## AIM
Scan the following material for the string "styles" and copy each line in which it appears.

## GIVEN INFORMATION
[start]
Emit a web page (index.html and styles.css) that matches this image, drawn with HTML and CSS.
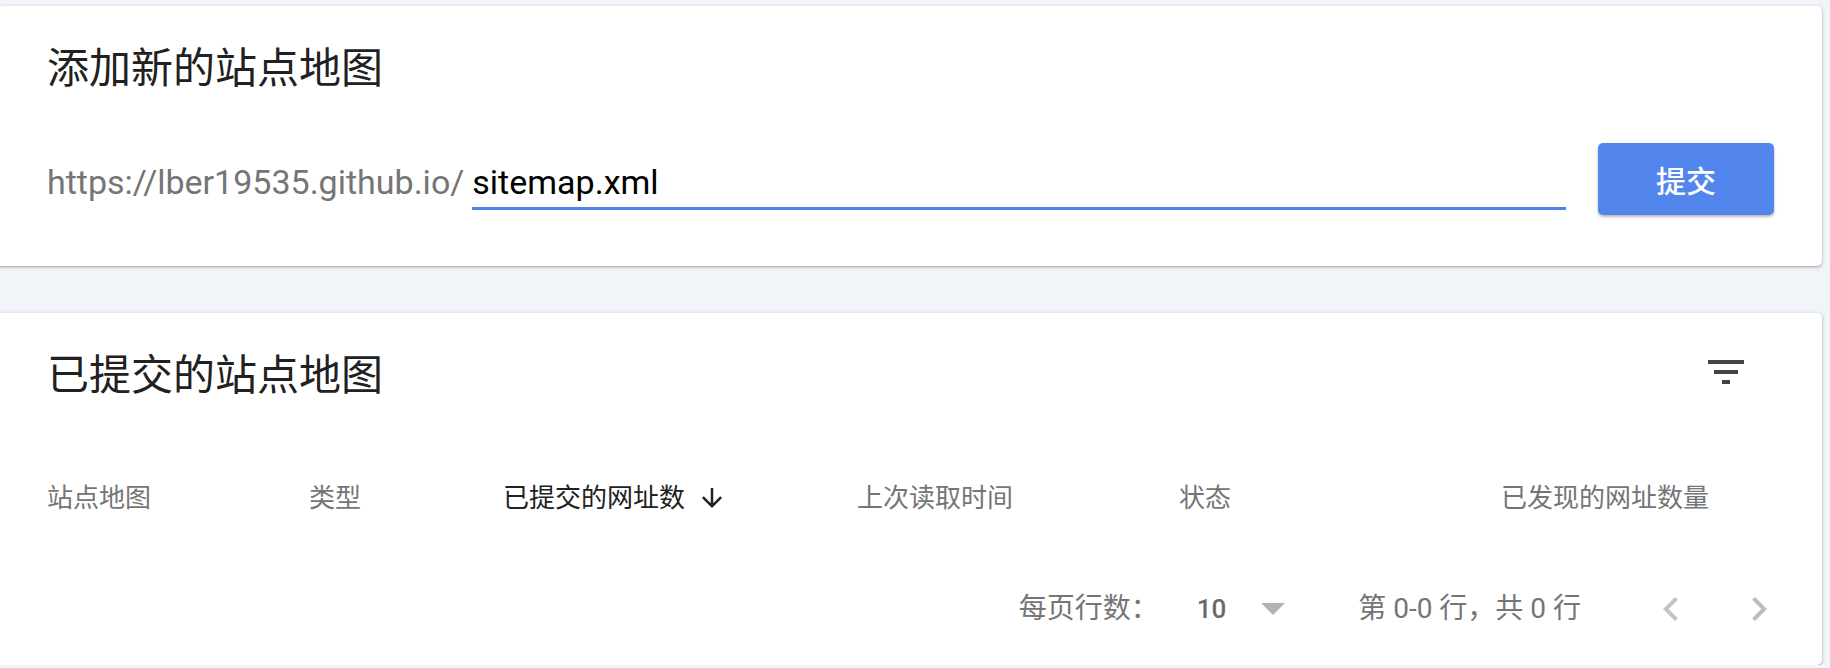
FILE: index.html
```html
<!DOCTYPE html>
<html lang="zh-CN">
<head>
<meta charset="utf-8">
<title>站点地图</title>
<link rel="stylesheet" href="styles.css">
</head>
<body>
<main class="page">
  <section class="card card-add">
    <h2 class="card-title">添加新的站点地图</h2>
    <div class="add-row">
      <div class="url">
        <span class="url-prefix">https://lber19535.github.io/</span>
        <div class="field"><input class="field-input" type="text" value="sitemap.xml"></div>
      </div>
      <button class="submit" type="button">提交</button>
    </div>
  </section>

  <section class="card card-list">
    <div class="list-head">
      <h2 class="card-title">已提交的站点地图</h2>
      <span class="icon-btn filter">
        <svg viewBox="0 0 24 24" width="48" height="48"><path d="M10 18h4v-2h-4v2zM3 6v2h18V6H3zm3 7h12v-2H6v2z" fill="#444"/></svg>
      </span>
    </div>
    <div class="table-head">
      <span class="th">站点地图</span>
      <span class="th">类型</span>
      <span class="th th-sorted">已提交的网址数
        <svg class="sort-arrow" viewBox="0 0 24 24" width="30" height="30"><path d="M20 12l-1.41-1.41L13 16.17V4h-2v12.17l-5.58-5.59L4 12l8 8 8-8z" fill="#212121"/></svg>
      </span>
      <span class="th">上次读取时间</span>
      <span class="th">状态</span>
      <span class="th">已发现的网址数量</span>
    </div>
    <div class="pager">
      <span class="pager-label">每页行数：</span>
      <span class="pager-size">10</span>
      <span class="pager-caret"></span>
      <span class="pager-range">第 0-0 行，共 0 行</span>
      <span class="icon-btn pager-prev">
        <svg viewBox="0 0 24 24" width="48" height="48"><path d="M15.41 7.41L14 6l-6 6 6 6 1.41-1.41L10.83 12z" fill="#c4c4c4"/></svg>
      </span>
      <span class="icon-btn pager-next">
        <svg viewBox="0 0 24 24" width="48" height="48"><path d="M10 6L8.59 7.41 13.17 12l-4.58 4.59L10 18l6-6z" fill="#bdbdbd"/></svg>
      </span>
    </div>
  </section>
</main>
</body>
</html>
```

FILE: styles.css
```css
* { box-sizing: border-box; }

html, body {
  margin: 0;
  padding: 0;
  background: #f1f4f9;
}

body {
  font-family: Roboto, "Noto Sans CJK SC", sans-serif;
  color: #212121;
}

.page {
  padding: 6px 8px 0 0;
}

.card {
  background: #fff;
  border-radius: 0 5px 5px 0;
  box-shadow: 0 1px 2px rgba(60, 64, 67, 0.35), 0 1px 4px 1px rgba(60, 64, 67, 0.12);
}

.card-title {
  margin: 0;
  font-size: 42px;
  line-height: 56px;
  font-weight: 400;
  color: #212121;
}

/* add card */
.card-add {
  height: 260px;
  padding: 35px 48px 0 47px;
}

.add-row {
  display: flex;
  align-items: center;
  height: 72px;
  margin-top: 46px;
}

.url {
  flex: 1;
  display: flex;
  align-items: baseline;
  margin-top: 13px;
  margin-right: 32px;
}

.url-prefix {
  font-size: 34px;
  line-height: 40px;
  color: #757575;
  margin-right: 8px;
  white-space: nowrap;
}

.field {
  flex: 1;
  border-bottom: 3px solid #4f83ec;
  padding-bottom: 5px;
}

.field-input {
  display: block;
  width: 100%;
  height: 40px;
  border: 0;
  padding: 0;
  margin: 0;
  outline: none;
  background: transparent;
  font-family: Roboto, "Noto Sans CJK SC", sans-serif;
  font-size: 34px;
  line-height: 40px;
  color: #000;
}

.submit {
  width: 176px;
  height: 72px;
  border: 0;
  border-radius: 5px;
  background: #5386ec;
  color: #fff;
  font-family: Roboto, "Noto Sans CJK SC", sans-serif;
  font-size: 30px;
  font-weight: 500;
  box-shadow: 0 2px 3px rgba(0, 0, 0, 0.28);
  cursor: pointer;
}

/* list card */
.card-list {
  margin-top: 47px;
  height: 352px;
  padding: 35px 0 0 47px;
}

.list-head {
  display: flex;
  justify-content: space-between;
  align-items: flex-start;
  padding-right: 72px;
}

.icon-btn {
  display: flex;
  width: 48px;
  height: 48px;
}

.table-head {
  display: grid;
  grid-template-columns: 262px 194px 354px 322px 322px 1fr;
  align-items: center;
  height: 64px;
  margin-top: 62px;
}

.th {
  display: flex;
  align-items: center;
  font-size: 26px;
  line-height: 36px;
  color: #757575;
  white-space: nowrap;
}

.th-sorted {
  color: #212121;
}

.sort-arrow {
  margin-left: 12px;
}

.pager {
  display: flex;
  justify-content: flex-end;
  align-items: center;
  height: 64px;
  margin-top: 47px;
  padding-right: 39px;
  font-size: 28px;
  line-height: 36px;
  color: #757575;
}

.pager-size {
  margin-left: 38px;
  font-size: 26px;
  font-weight: 500;
  color: #6a6a6a;
}

.pager-caret {
  width: 0;
  height: 0;
  margin-left: 35px;
  border-left: 12px solid transparent;
  border-right: 12px solid transparent;
  border-top: 12px solid #b3b3b3;
}

.pager-range {
  margin-left: 73px;
  white-space: nowrap;
}

.pager-prev {
  margin-left: 66px;
}

.pager-next {
  margin-left: 40px;
}
```
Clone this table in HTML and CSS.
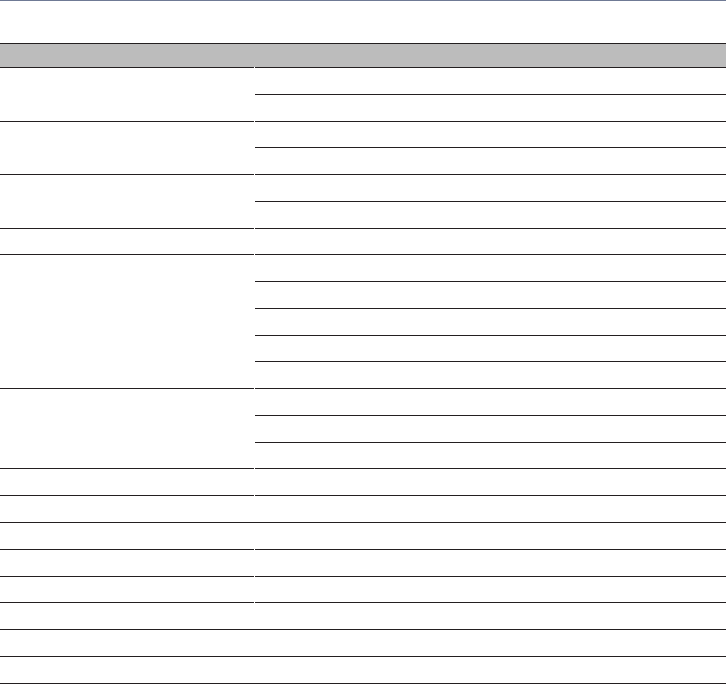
[end]
## OUTPUT OF THE TASK
Emit a web page (index.html and styles.css) that matches this image, drawn with HTML and CSS.
<link rel="stylesheet" href="styles.css">
FILE: styles.css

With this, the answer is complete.